I see them snickering. I remind myself you cannot win when you speak about what and who you are not or try to indicate/signify for proof.

So who am I?

borrowed butterflies

The first two poems of my book, “Teacups” and “Childhood Revisited” are perhaps the most nakedly autobiographical in the collection, and they frame much of my story thus far: the loss of home, issues of identity, an obsession (perhaps) with place, and a simultaneously fanciful and probing outlook on life: I am as likely to chase butterflies on fields of tall grass as I am to stand before the field and ponder on what the land is doing, how we can cajole it (okay, it’s owners) to do better for the earth and human sustenance.

I’ve moved around a lot, and I’ve come back a lot also. The things I have seen and have come to believe isolate me because I have seen many of them alone, as do the things I have not been able to see or do with the various others that I return to.

sustenance. Besides background, I have figts that have helped me make sense of my path. I continue to employ them. In twenty years, I want to have created and to continue to create knowledge and experiences beyond my background and current thinking. “Babi-hood” cannot  define me, nor will it curtail my journey or catapult me to the next place. 
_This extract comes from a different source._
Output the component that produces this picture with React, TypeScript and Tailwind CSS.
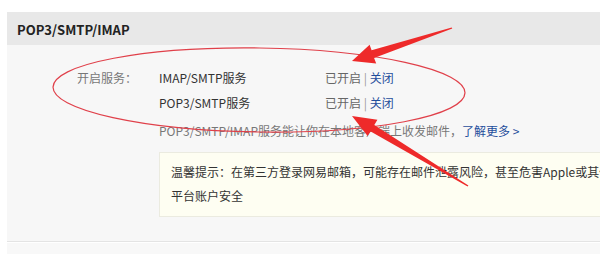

To be clear (and longwinded), I will make good art with fodder from the things and places I know, from the ideas I have, from what The Creator sticks in my heart and mind. “Good Art” does not require a personal “ghetto” history. It’s not even about ‘the ghetto’ necessarily, but it can be.Those of us struck with the inkling to make “Good Art” can make it wherever we are, with whatever there is there, and we can step further and seek out new experiences and ideas to create around.

 I am not merely “not stuck,” I am free.